Klarna, the buy now, pay later service, is making headlines with a significant shift in its customer service strategy. After aggressively pursuing AI implementation, the company is now reversing course and hiring human customer service representatives. This move comes as a surprise, given Klarna's previous stance on AI adoption 1.
In 2023, Klarna CEO Sebastian Siemiatkowski expressed his desire for the company to be OpenAI's "favorite guinea pig" 2. This led to a hiring freeze and a significant reduction in workforce, with plans to cut staff from 3,800 to 2,000. Siemiatkowski claimed that AI chatbots were handling two-thirds of customer service conversations within the first month of deployment, seemingly doing the work of 700 employees 1.

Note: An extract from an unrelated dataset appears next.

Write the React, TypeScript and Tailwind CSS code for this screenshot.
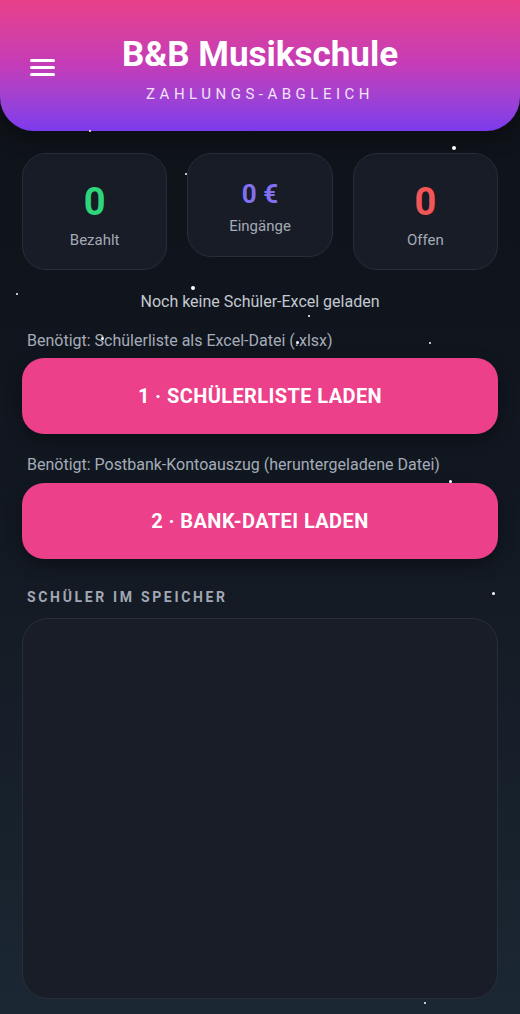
import React from 'react';

const stars: { x: number; y: number; s: number }[] = [
  { x: 89, y: 130, s: 2 },
  { x: 452, y: 146, s: 4 },
  { x: 185, y: 173, s: 2 },
  { x: 16, y: 293, s: 2 },
  { x: 191, y: 286, s: 4 },
  { x: 308, y: 315, s: 2 },
  { x: 101, y: 337, s: 3 },
  { x: 296, y: 341, s: 3 },
  { x: 429, y: 342, s: 2 },
  { x: 449, y: 480, s: 3 },
  { x: 492, y: 592, s: 3 },
  { x: 424, y: 1002, s: 2 },
];

function StatCard({ value, label, color, big }: { value: string; label: string; color: string; big: boolean }) {
  return (
    <div className={`flex flex-col items-center rounded-[24px] border border-[#272e3a] bg-[#171c26] ${big ? 'pt-[26px] pb-[19px]' : 'pt-[23px] pb-[20px]'}`}>
      <div className={`flex items-center font-bold leading-none ${color} ${big ? 'h-[44px] text-[38px]' : 'h-[34px] text-[26px]'}`}>{value}</div>
      <div className={`text-[15px] leading-[20px] text-[#a3aab6] ${big ? 'mt-[6px]' : 'mt-[5px]'}`}>{label}</div>
    </div>
  );
}

export default function App() {
  return (
    <div className="relative min-h-[1014px] w-full overflow-hidden bg-gradient-to-b from-[#0d1117] via-[#121821] to-[#1b2733] pb-[15px]" style={{ fontFamily: 'Roboto, "Noto Sans", sans-serif' }}>
      {/* header */}
      <header className="relative flex h-[131px] flex-col items-center rounded-b-[34px] bg-gradient-to-b from-[#e9408a] via-[#c43bb8] to-[#7c3aed] pt-[34px] shadow-[0_6px_20px_rgba(0,0,0,0.35)]">
        <button className="absolute left-[30px] top-[59px] flex w-[25px] flex-col gap-[4.5px]">
          <span className="block h-[2.5px] w-full rounded bg-white" />
          <span className="block h-[2.5px] w-full rounded bg-white" />
          <span className="block h-[2.5px] w-full rounded bg-white" />
        </button>
        <h1 className="text-[35px] font-bold leading-[42px] text-white">B&amp;B Musikschule</h1>
        <p className="mt-[9px] text-[15px] leading-[18px] tracking-[0.3em] text-white/85">ZAHLUNGS-ABGLEICH</p>
      </header>

      <main className="flex flex-col px-[22px]">
        <div className="mt-[22px] grid grid-cols-3 items-start gap-[20px]">
          <StatCard value="0" label="Bezahlt" color="text-[#2fd57a]" big />
          <StatCard value="0 €" label="Eingänge" color="text-[#8170f0]" big={false} />
          <StatCard value="0" label="Offen" color="text-[#f25656]" big />
        </div>

        <p className="mt-[22px] text-center text-[16px] leading-[20px] text-[#c3c8d1]">Noch keine Schüler-Excel geladen</p>

        <p className="mt-[19px] px-[5px] text-[16px] leading-[20px] text-[#a5acb8]">Benötigt: Schülerliste als Excel-Datei (.xlsx)</p>
        <button className="mt-[7px] h-[76px] w-full rounded-[22px] bg-[#ec408b] text-[20px] font-bold tracking-[0.02em] text-white shadow-[0_6px_16px_rgba(0,0,0,0.35)]">
          1 · SCHÜLERLISTE LADEN
        </button>

        <p className="mt-[21px] px-[5px] text-[16px] leading-[20px] text-[#a5acb8]">Benötigt: Postbank-Kontoauszug (heruntergeladene Datei)</p>
        <button className="mt-[8px] h-[76px] w-full rounded-[22px] bg-[#ec408b] text-[20px] font-bold tracking-[0.02em] text-white shadow-[0_6px_16px_rgba(0,0,0,0.35)]">
          2 · BANK-DATEI LADEN
        </button>

        <h2 className="mt-[29px] px-[5px] text-[14px] font-bold leading-[18px] tracking-[0.19em] text-[#a1a8b3]">SCHÜLER IM SPEICHER</h2>
        <div className="mt-[12px] h-[381px] w-full rounded-[26px] border border-[#282f3b] bg-[#191d28]" />
      </main>

      {stars.map((st, i) => (
        <span
          key={i}
          className="pointer-events-none absolute rounded-full bg-white"
          style={{ left: st.x, top: st.y, width: st.s, height: st.s }}
        />
      ))}
    </div>
  );
}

However, the company soon discovered that more work didn't necessarily mean better work. Siemiatkowski admitted that while AI customer service chatbots were cheaper to employ, they offered "lower quality" output 3. This realization prompted a reevaluation of their customer service strategy.
Klarna is now on a recruitment drive to add more human staff to its ranks. Siemiatkowski emphasized the importance of having human representatives available for customers:
"From a brand perspective, a company perspective...I just think it's so critical that you are clear to your customer that there will be always a human if you want," 4.
The company is targeting students, rural populations, and dedicated Klarna users for these new roles 5. All new customer service representatives will be remote-based in what Siemiatkowski describes as an "Uber type of setup" 1.
Klarna's experience serves as a cautionary tale for other companies rushing to implement AI solutions. A survey of UK business leaders found that over 55% who rushed to replace jobs with AI now regret their decision 3. This highlights the need for a balanced approach to AI adoption, especially in customer-facing roles.
While AI continues to advance, Klarna's reversal suggests that human interaction remains crucial in customer service. Siemiatkowski now believes that "Really investing in the quality of the human support is the way of the future for us" 5. This shift may influence other companies to reconsider their AI strategies and the value of human touch in customer interactions.